Взмокшая от пота, я очнулась в своей спальне, залитой ярким дневным светом. Мое сердце гулко колотилось в груди, лицо было залито слезами, но волна облегчения омыла меня, когда я осознала, что нет больше никакого леса и никаких кабанов. Переведя дух, я почувствовала тупую боль в запястье. По совету Алисы я наложила на руку тугую повязку, но она развязалась, и конец терялся где-то подо мной в постели. Зевнув, я прищурилась от солнечного света, потянулась и повернулась на бок.
Рядом с моей кроватью, взирая на меня ястребиным взглядом, сидела моя мать.
В молчаливом ожидании она наблюдала, как я неловко пытаюсь принять сидячее положение. Даже не глядя на нее, я знала, что она, поджав губы, укоризненно смотрит на мои растрепанные черные волосы, на посеревшее, как каминный пепел, лицо. Мэри Бартон решительно не одобряла любого рода болезни, слабости или недостатки; более того, она воспринимала их как личное оскорбление. Прежде чем мы нарушили молчание, из коридора донеслись шаги башмаков Ричарда и позвякивание монет в подвешенном к ремню кошеле.
– Вот видите, кто приехал к нам с визитом, – провозгласил он, войдя и положив руку на несгибаемое плечо моей матери.

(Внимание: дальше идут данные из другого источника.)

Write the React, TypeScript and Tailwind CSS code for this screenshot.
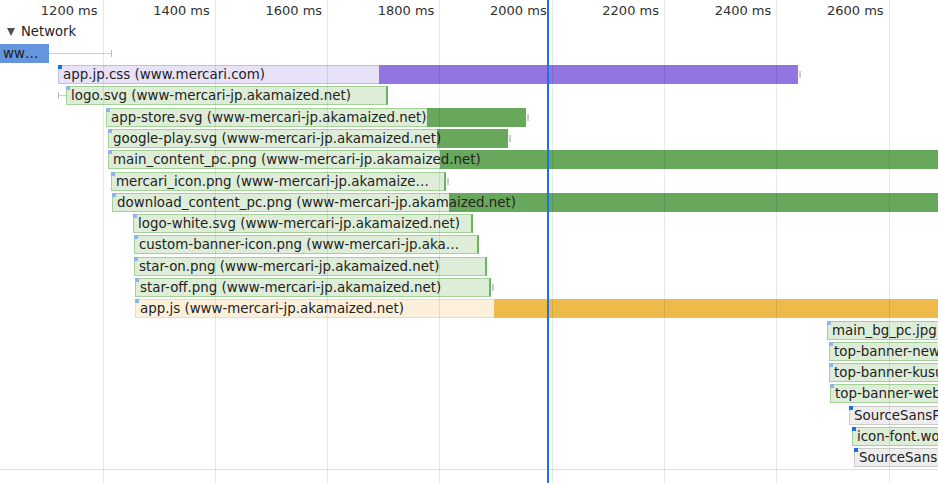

Наконец наши с матерью черные глаза встретились. Она гордо восседала с непокрытой головой, но ее прическу высоким веером окружал идеально накрахмаленный воротник. Ее сложенные белые руки благопристойно покоились на коленях, а на лице застыло выражение выразительной весомой сдержанности. Платье скрывалось под дорожным плащом, создавая впечатление, что либо она только что спешилась, либо собралась уезжать. В Бартоне она вечно мерзла, сетуя на гигантские размеры его комнат, и именно поэтому с удовольствием уехала оттуда после нашего с Ричардом венчания и поселилась, приняв приглашение Ричарда, в более скромном доме дальше к северу.
Увы, недостаточно далеко.
– Здравствуйте, мама, – сказала я.
– Вы пропустили завтрак, – отозвалась она.